We always try to carry out repossessions on a low-key basis... I've had occasions where staff had to withdraw for fear of the threat of violence
James Barry, who has been Dublin city sheriff for the past six years, is also familiar with repossessions. The Circuit Court granted 878 possession orders last year, and 1,088 in 2016. Barry’s office is charged with executing such orders. Of the 25 repossessions his bailiffs have carried out so far this year, 20 were done on an “agreed basis”, without disruption. In most cases occupants can be persuaded to comply without the need for a physical removal, he says.

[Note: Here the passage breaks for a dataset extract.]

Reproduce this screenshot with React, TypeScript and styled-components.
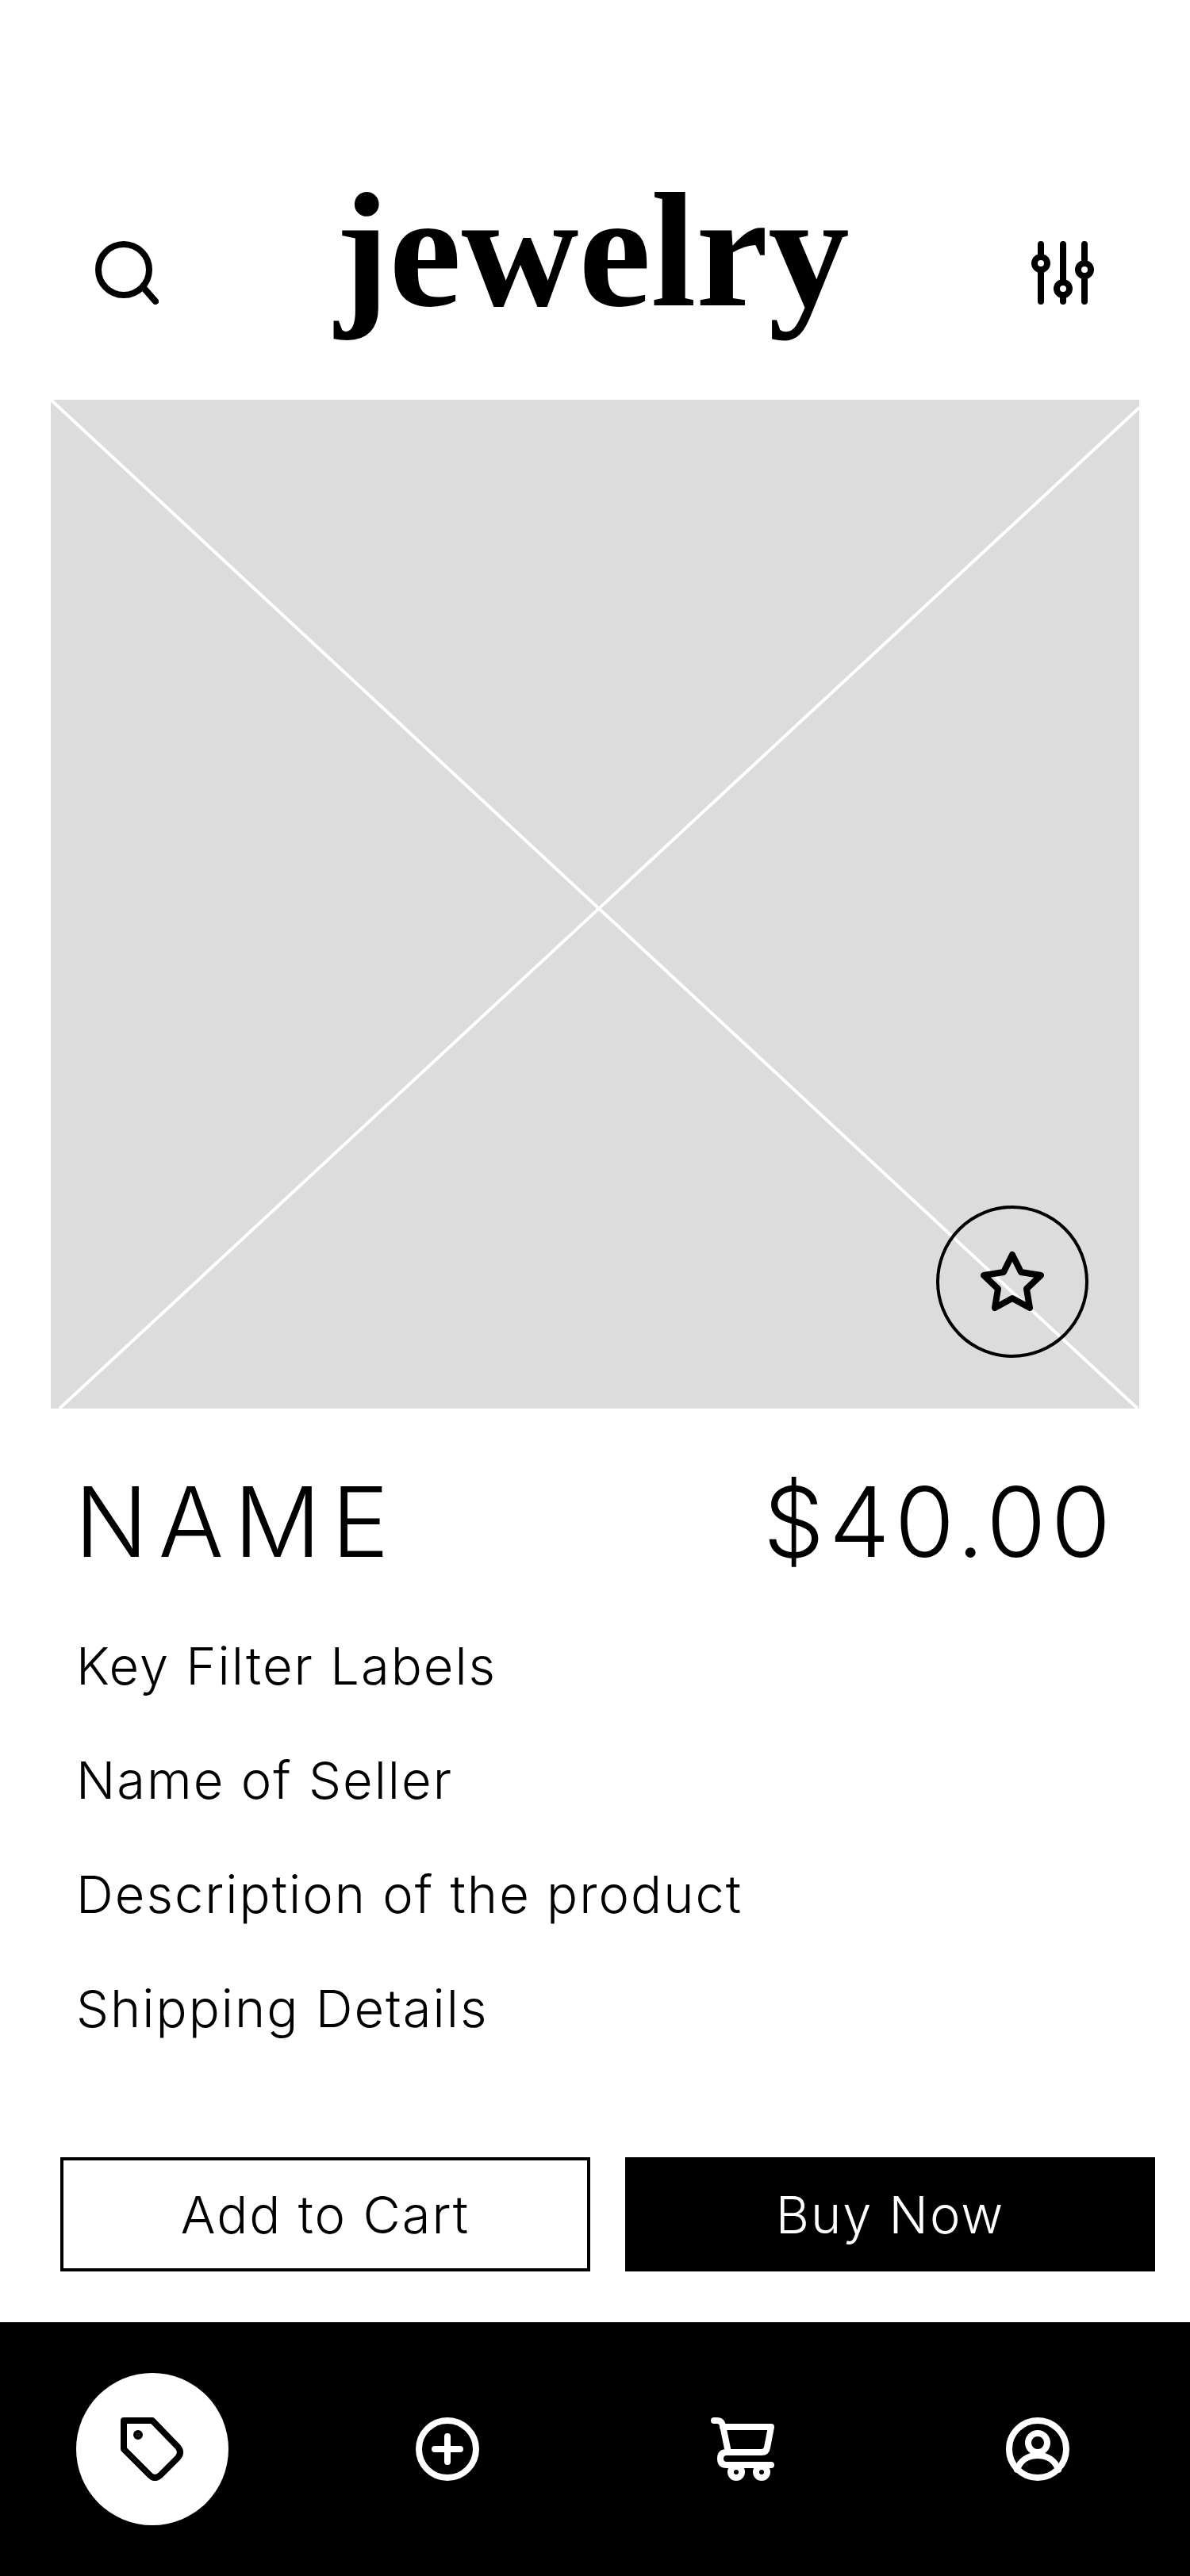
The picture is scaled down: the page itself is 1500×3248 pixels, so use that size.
import * as React from "react"
import styled, { createGlobalStyle } from "styled-components"

const GlobalStyle = createGlobalStyle`
  html, body {
    margin: 0;
    padding: 0;
    background: #fff;
  }
`

function SearchIcon() {
  return (
    <Icon viewBox="0 0 80 80" stroke="#000">
      <circle cx="36" cy="36" r="32" />
      <path d="M62 60L76 76" />
    </Icon>
  )
}

function FilterIcon() {
  return (
    <Icon viewBox="0 0 80 80" stroke="#000">
      <path d="M12 4V76M40 4V76M67 4V76" />
      <circle cx="12" cy="28" r="8" fill="#fff" />
      <circle cx="40" cy="60" r="8" fill="#fff" />
      <circle cx="67" cy="36" r="8" fill="#fff" />
    </Icon>
  )
}

function StarIcon() {
  return (
    <Icon viewBox="0 0 80 80" stroke="#000">
      <path d="M40 6L51 28L76 32L58 49L62 73L40 61L18 73L22 49L4 32L29 28Z" />
    </Icon>
  )
}

function TagIcon() {
  return (
    <Icon viewBox="0 0 80 80" stroke="#000">
      <path d="M4 4H40L72 37Q78 44 72 51L50 73Q43 79 37 73L4 40Z" />
      <circle cx="22" cy="22" r="2" fill="#000" />
    </Icon>
  )
}

function PlusIcon() {
  return (
    <Icon viewBox="0 0 80 80" stroke="#fff">
      <circle cx="40" cy="40" r="36" />
      <path d="M40 24V56M24 40H56" />
    </Icon>
  )
}

function CartIcon() {
  return (
    <Icon viewBox="0 0 80 80" stroke="#fff">
      <path d="M4 4H8C12 4 14 6 15 10L22 44" />
      <path d="M15 12H76L71 38Q70 44 64 44H20Q12 44 12 52Q12 60 20 60H76" />
      <circle cx="32" cy="69" r="7" />
      <circle cx="64" cy="69" r="7" />
    </Icon>
  )
}

function ProfileIcon() {
  return (
    <Icon viewBox="0 0 80 80" stroke="#fff">
      <circle cx="40" cy="40" r="36" />
      <circle cx="40" cy="32" r="12" />
      <path d="M14 66C18 54 28 48 40 48C52 48 62 54 66 66" />
    </Icon>
  )
}

export default function App() {
  return (
    <Page>
      <GlobalStyle />
      <Header>
        <SearchIcon />
        <Logo>jewelry</Logo>
        <FilterIcon />
      </Header>
      <Photo>
        <Cross viewBox="0 0 1372 1272" preserveAspectRatio="none">
          <line x1="0" y1="0" x2="1370" y2="1272" />
          <line x1="1372" y1="10" x2="11" y2="1272" />
        </Cross>
        <FavouriteButton>
          <StarIcon />
        </FavouriteButton>
      </Photo>
      <TitleRow>
        <Title $tracking={13}>NAME</Title>
        <Title $tracking={6}>$40.00</Title>
      </TitleRow>
      <Details>
        <Detail>Key Filter Labels</Detail>
        <Detail>Name of Seller</Detail>
        <Detail>Description of the product</Detail>
        <Detail>Shipping Details</Detail>
      </Details>
      <Actions>
        <ActionButton>Add to Cart</ActionButton>
        <ActionButton $filled>Buy Now</ActionButton>
      </Actions>
      <BottomNav>
        <NavItem $active>
          <TagIcon />
        </NavItem>
        <NavItem>
          <PlusIcon />
        </NavItem>
        <NavItem>
          <CartIcon />
        </NavItem>
        <NavItem>
          <ProfileIcon />
        </NavItem>
      </BottomNav>
    </Page>
  )
}

const Page = styled.div`
  width: 1500px;
  height: 3248px;
  display: flex;
  flex-direction: column;
  overflow: hidden;
  background: #fff;
  color: #000;
  font-family: Inter, "Liberation Sans", sans-serif;
`

const Icon = styled.svg`
  width: 80px;
  height: 80px;
  flex: none;
  fill: none;
  stroke-width: 8;
  stroke-linecap: round;
  stroke-linejoin: round;
`

const Header = styled.header`
  height: 504px;
  box-sizing: border-box;
  padding: 304px 120px 0;
  display: flex;
  justify-content: space-between;
  align-items: flex-start;
`

const Logo = styled.h1`
  margin: -91px 0 0 -7px;
  font: 700 205px/1 "Liberation Serif", serif;
`

const Photo = styled.div`
  position: relative;
  width: 1372px;
  height: 1272px;
  margin-left: 64px;
  background: #dcdcdc;
`

const Cross = styled.svg`
  position: absolute;
  inset: 0;
  width: 100%;
  height: 100%;
  stroke: #fff;
  stroke-width: 4;
`

const FavouriteButton = styled.div`
  position: absolute;
  left: 1116px;
  top: 1016px;
  width: 192px;
  height: 192px;
  box-sizing: border-box;
  border: 4px solid #000;
  border-radius: 50%;
  display: flex;
  align-items: center;
  justify-content: center;
`

const TitleRow = styled.div`
  height: 253px;
  box-sizing: border-box;
  padding: 32px 94px 0 94px;
  display: flex;
  justify-content: space-between;
  align-items: center;
`

const Title = styled.div<{ $tracking: number }>`
  font-size: 122px;
  font-weight: 350;
  letter-spacing: ${p => p.$tracking}px;
`

const Details = styled.div`
  padding-left: 96px;
  display: flex;
  flex-direction: column;
`

const Detail = styled.div`
  font-size: 65px;
  font-weight: 350;
  line-height: 144px;
  letter-spacing: 2px;
`

const Actions = styled.div`
  margin-top: 115px;
  padding-left: 76px;
  display: flex;
  gap: 44px;
`

const ActionButton = styled.div<{ $filled?: boolean }>`
  width: 668px;
  height: 144px;
  box-sizing: border-box;
  border: 4px solid #000;
  background: ${p => (p.$filled ? "#000" : "#fff")};
  color: ${p => (p.$filled ? "#fff" : "#000")};
  display: flex;
  align-items: center;
  justify-content: center;
  font-size: 65px;
  font-weight: 350;
  letter-spacing: 2px;
`

const BottomNav = styled.nav`
  margin-top: auto;
  height: 320px;
  box-sizing: border-box;
  padding: 0 6px;
  background: #000;
  display: grid;
  grid-template-columns: repeat(4, 1fr);
  align-items: center;
  justify-items: center;
`

const NavItem = styled.div<{ $active?: boolean }>`
  width: 192px;
  height: 192px;
  border-radius: 50%;
  background: ${p => (p.$active ? "#fff" : "transparent")};
  display: flex;
  align-items: center;
  justify-content: center;
`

“I would sit down with them and advise them that I have an obligation to carry out this court order, and if necessary I can call the gardaí if there is a breach of the peace . . . We always try to do it on a low-key basis.” Local TDs or councillors might be asked to try to mediate difficult cases, Barry says.
The use of smartphones to video bailiffs as they attempt to carry out evictions has become an increasing problem, and can be intimidating, Barry says. “I’ve had occasions where staff had to withdraw for fear of the threat of violence.”
When a repossession order cannot be carried out peacefully, the sheriff employs a security firm, which arrives without warning to enforce it. The company's staff never cover their faces, Barry says, and adhere to Private Security Authority standards, which include wearing identification badges.
Take Back the City activists say they will not comply with any High Court order to vacate 41 Belvedere Place, and “encourage groups across the country to take similar action to ours”. They will not reveal if they plan to occupy more buildings, but say they are aware of several other vacant properties in Dublin.